Still, my defenses were weakened. And then like a day later I was catching up at a forum where I do post regularly which is all about genre fiction and has a long-running thread about Writing Tips. Someone had brought up confusion between the words “affect” and “effect” and someone else said “Keeping them straight is actually easy, and I teach my students this mnemonic for it: RAVEN = Right, Affect is a Verb and Effect is a Noun.” Which … ok, first off, that’s an inaccurate oversimplification. Sometimes “affect” is used as a noun. Sometimes “effect” is used as a verb. But maybe more to the point, that is a HUGE irritant to me, when someone interrupts discussion of a legitimately complicated concept and says “oh, it’s not so complicated” and proves their point with flagrant dumbing down of the idea. Like the rest of us are making things unnecessarily cumbersome because we lack the insight to see how simple the reality is. I will totally concede that the rules of English grammar are often arbitrary and bordering on nonsensical, and that there are far worse problems in the world than people who shortcut those rules while still managing to get their points across, but the rules do exist, and they can be learned, and they do aid clarity in certain situations, and … yeah, as you can tell by how het up I am about this, I actually was even moreso in the moment and I totally commented on that thread to correct the previous post.
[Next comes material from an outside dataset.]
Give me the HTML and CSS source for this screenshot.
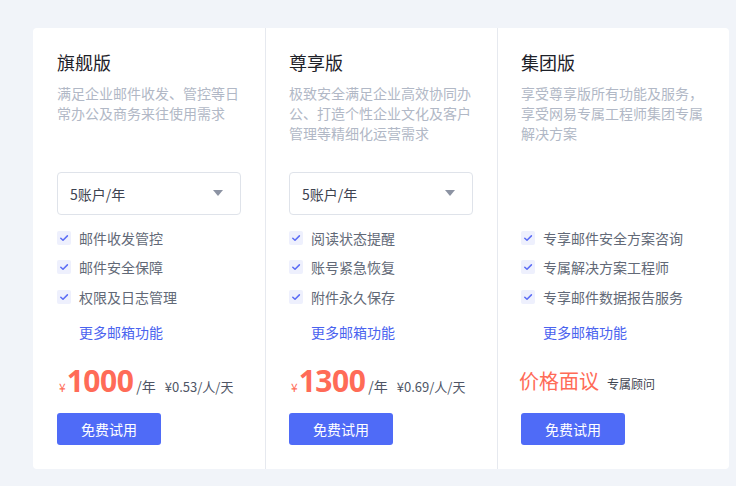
FILE: index.html
```html
<!DOCTYPE html>
<html lang="zh">
<head>
<meta charset="utf-8">
<link rel="stylesheet" href="styles.css">
</head>
<body>
<div class="card">
  <div class="col">
    <div class="title">旗舰版</div>
    <div class="desc">满足企业邮件收发、管控等日常办公及商务来往使用需求</div>
    <div class="select"><span>5账户/年</span><i class="arrow"></i></div>
    <ul class="features">
      <li><span class="chk"><svg viewBox="0 0 14 14"><path d="M3.8 7.2 L6 9.3 L10.4 4.9" /></svg></span>邮件收发管控</li>
      <li><span class="chk"><svg viewBox="0 0 14 14"><path d="M3.8 7.2 L6 9.3 L10.4 4.9" /></svg></span>邮件安全保障</li>
      <li><span class="chk"><svg viewBox="0 0 14 14"><path d="M3.8 7.2 L6 9.3 L10.4 4.9" /></svg></span>权限及日志管理</li>
    </ul>
    <a class="more">更多邮箱功能</a>
    <div class="price"><span class="yen">¥</span><span class="num">1000</span><span class="unit">/年</span><span class="per">¥0.53/人/天</span></div>
    <button class="btn">免费试用</button>
  </div>
  <div class="col">
    <div class="title">尊享版</div>
    <div class="desc">极致安全满足企业高效协同办公、打造个性企业文化及客户管理等精细化运营需求</div>
    <div class="select"><span>5账户/年</span><i class="arrow"></i></div>
    <ul class="features">
      <li><span class="chk"><svg viewBox="0 0 14 14"><path d="M3.8 7.2 L6 9.3 L10.4 4.9" /></svg></span>阅读状态提醒</li>
      <li><span class="chk"><svg viewBox="0 0 14 14"><path d="M3.8 7.2 L6 9.3 L10.4 4.9" /></svg></span>账号紧急恢复</li>
      <li><span class="chk"><svg viewBox="0 0 14 14"><path d="M3.8 7.2 L6 9.3 L10.4 4.9" /></svg></span>附件永久保存</li>
    </ul>
    <a class="more">更多邮箱功能</a>
    <div class="price"><span class="yen">¥</span><span class="num">1300</span><span class="unit">/年</span><span class="per">¥0.69/人/天</span></div>
    <button class="btn">免费试用</button>
  </div>
  <div class="col">
    <div class="title">集团版</div>
    <div class="desc">享受尊享版所有功能及服务，享受网易专属工程师集团专属解决方案</div>
    <div class="select-space"></div>
    <ul class="features">
      <li><span class="chk"><svg viewBox="0 0 14 14"><path d="M3.8 7.2 L6 9.3 L10.4 4.9" /></svg></span>专享邮件安全方案咨询</li>
      <li><span class="chk"><svg viewBox="0 0 14 14"><path d="M3.8 7.2 L6 9.3 L10.4 4.9" /></svg></span>专属解决方案工程师</li>
      <li><span class="chk"><svg viewBox="0 0 14 14"><path d="M3.8 7.2 L6 9.3 L10.4 4.9" /></svg></span>专享邮件数据报告服务</li>
    </ul>
    <a class="more">更多邮箱功能</a>
    <div class="price negotiate"><span class="talk">价格面议</span><span class="adv">专属顾问</span></div>
    <button class="btn">免费试用</button>
  </div>
</div>
</body>
</html>
```
FILE: styles.css
```css
* { box-sizing: border-box; }
html, body { margin: 0; padding: 0; }
body {
  background: #f1f4f9;
  font-family: "Noto Sans CJK SC", "Noto Sans", sans-serif;
  width: 736px;
  height: 486px;
  overflow: hidden;
}
.card {
  margin: 28px 0 0 33px;
  width: 696px;
  height: 441px;
  background: #fff;
  border-radius: 4px;
  display: grid;
  grid-template-columns: 232px 232px 232px;
}
.col {
  padding: 20px 24px 0 24px;
  display: flex;
  flex-direction: column;
  align-items: flex-start;
  border-left: 1px solid #e6e9ef;
}
.col:first-child { border-left: none; }
.col:not(:first-child) { padding-left: 23px; }
.title {
  font-size: 18px;
  line-height: 28px;
  color: #1d2129;
  height: 28px;
}
.desc {
  margin-top: 7px;
  font-size: 14px;
  line-height: 20px;
  color: #b1b8c6;
  height: 89px;
  width: 184px;
}
.select {
  width: 184px;
  height: 43px;
  border: 1px solid #dfe3ea;
  border-radius: 4px;
  display: flex;
  align-items: center;
  justify-content: space-between;
  padding: 0 17px 0 12px;
  font-size: 14px;
  color: #3d4350;
}
.select-space { height: 43px; }
.arrow {
  width: 0; height: 0;
  border-left: 5px solid transparent;
  border-right: 5px solid transparent;
  border-top: 6px solid #8c93a3;
  margin-top: -2px;
}
.features {
  list-style: none;
  margin: 8px 0 0 0;
  padding: 0;
}
.features li {
  height: 29.5px;
  display: flex;
  align-items: center;
  font-size: 14px;
  color: #626977;
}
.chk {
  width: 14px; height: 14px;
  border-radius: 2px;
  background: #eef0fd;
  margin-right: 8px;
  display: flex;
}
.chk svg { width: 14px; height: 14px; }
.chk path { fill: none; stroke: #5b6cf5; stroke-width: 1.5; stroke-linecap: round; stroke-linejoin: round; }
.more {
  margin: 10px 0 0 22px;
  font-size: 14px;
  line-height: 20px;
  color: #4a63ef;
  cursor: pointer;
}
.price {
  margin-top: 21px;
  height: 36px;
  display: flex;
  align-items: baseline;
  white-space: nowrap;
}
.yen { font-size: 12px; color: #ff6b57; margin: 0 1px 0 2px; }
.num {
  font-family: "Open Sans", sans-serif;
  font-weight: 700;
  font-size: 30px;
  line-height: 36px;
  color: #ff6b57;
  letter-spacing: -0.5px;
}
.unit { font-size: 14px; color: #4e5565; margin-left: 3px; }
.per { font-size: 13px; color: #4e5565; margin-left: 9px; }
.negotiate { margin-left: -2px; }
.talk { font-size: 20px; line-height: 36px; color: #ff6b57; }
.adv { font-size: 12px; color: #3d4350; margin-left: 8px; }
.btn {
  margin-top: 14px;
  width: 104px;
  height: 32px;
  border: none;
  border-radius: 3px;
  background: #4f6bf7;
  color: #fff;
  font-family: "Noto Sans CJK SC", sans-serif;
  font-size: 14px;
  padding: 0;
}
```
But I felt like I was slightly justified because it wasn’t something as subjective (and stupid) as whether or not a certain actress is right for a certain part that no one will see for a couple of years yet. In a thread dedicated to useful information and tips, when someone (who, note, claims to be a TEACHER! Of some sort. Could be a part-time Kaplan tutor for all we know.) tosses out misinformation there is an element of public service in not letting that go unchallenged. Right?

I’m sure I still came across as a pompous prescriptivist, though. Little would anyone on the anonymous internet know where I was coming from …

In a world …
where one man …
found the only way to shout down the ignorant …
was to
SHOUT LOUDER.
Coming Christmas 2011 to a theater near you.